Istihsan: Haid berbeda dengan junub,
karena haid waktunya lama. Karena itu, wanita yang sedang haid diperbolehkan
membaca Al-Qur'an, sebab bila tidak, maka haid yang panjang itu wanita tidak
memperoleh pahala ibadah apa pun, sedang laki-laki dapat beribadah setiap saat.
iii. Pengecualian sebagian hukum kully dengan
dalil. Misalnya jual beli salam (pesanan) berdasarkan Istihsan diperbolehkan.

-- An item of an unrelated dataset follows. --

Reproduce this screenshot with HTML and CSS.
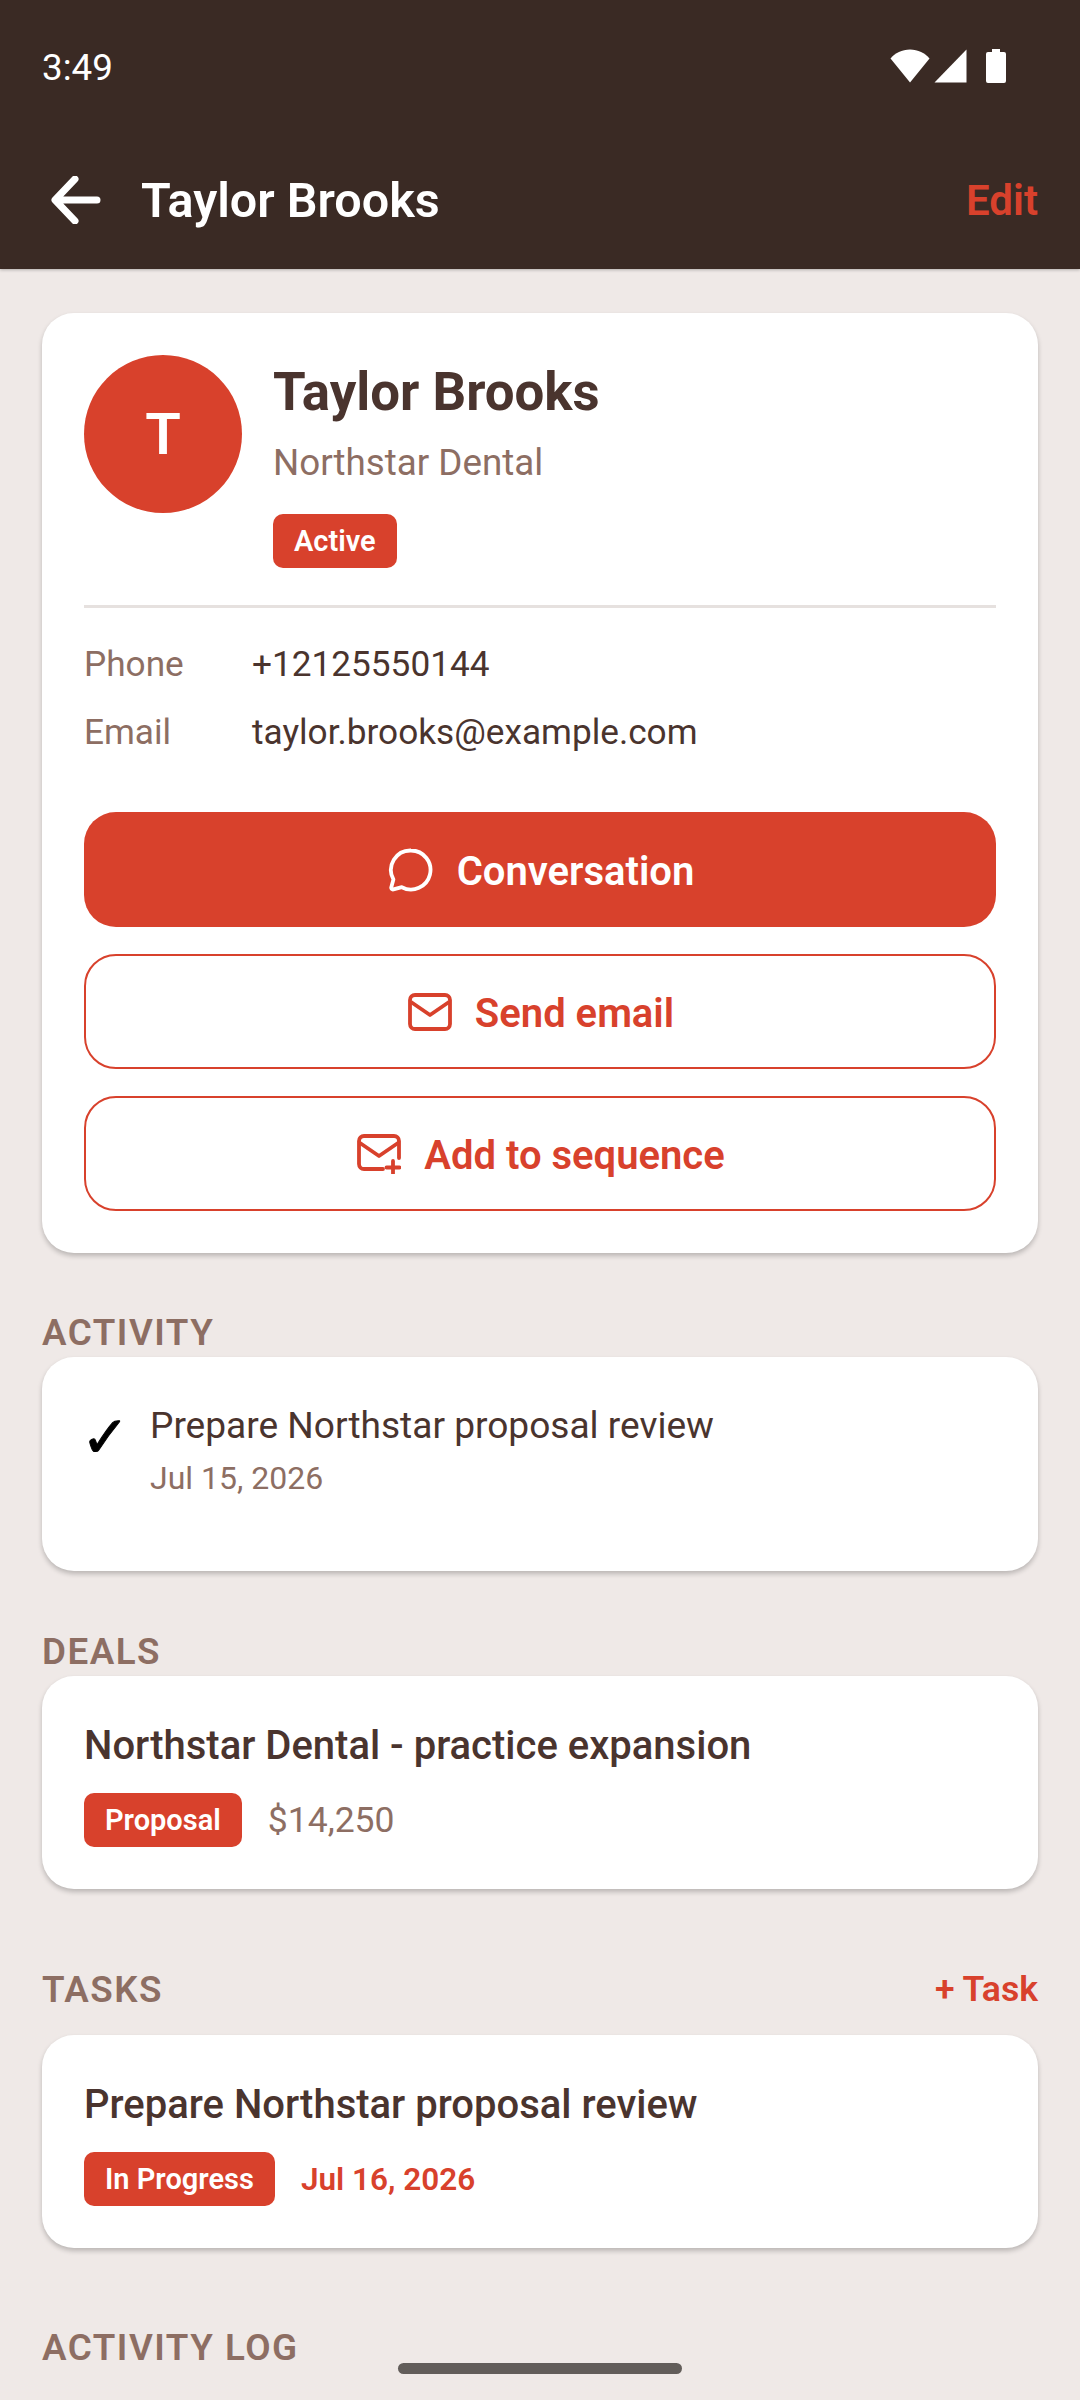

Menurut dalil kully, syara' melarang jual beli yang barangnya tidak ada pada
waktu akad. Alasan istihsan ialah manusia berhajat kepada akad seperti itu dan
sudah menjadi kebiasaan mereka.
2. Khilafah Tentang
Dasar Hukum Istihsan
Yang menentang istihsan dan
tidak menjadikannya sebagai dasar hujjah ialah Al-Imam As-Syafi”i dan
mazhabnya. Menurut mereka adalah menetapkan hukum hanya berdasarkan keinginan
hawa nafsu. Imam Syafi”i berkata, “Siapa yang berhujjah dengan istihsan berarti
ia telah menetapkan sendiri hukum syara” berdasarkan keinginan hawa nafsunya,
sedang yang berhak menetapkan hukum syara” hanyalah Allah SWT.”Dalam buku Risalah
Ushuliyah karangan beliau, dinyatakan “Perumpamaan orang
yang melakukan istihsan adalah seperti orang yang melakukan shalat yang
menghadap ke suatu arah yang menurut istihsan bahwa arah itu adalah arah
Ka”bah, tanpa ada dalil yang diciptakan pembuat syara” untuk menentukan arah
Ka”bah itu.”
Namun kalau diteliti lebih dalam, ternyata
pengertian istihsan menurut pendapat Madzhab Hanafi berbeda dari istihsan
menurut pendapat Madzhab Syafi”i. Menurut Madzhab Hanafi istihsan itu semacam
qiyas, dilakukan karena ada suatu kepentingan, bukan berdasarkan hawa nafsu,
sedang menurut Madzhab Syafi”i, istihsan itu timbul karena rasa kurang enak,
kemudian pindah kepada rasa yang lebih enak.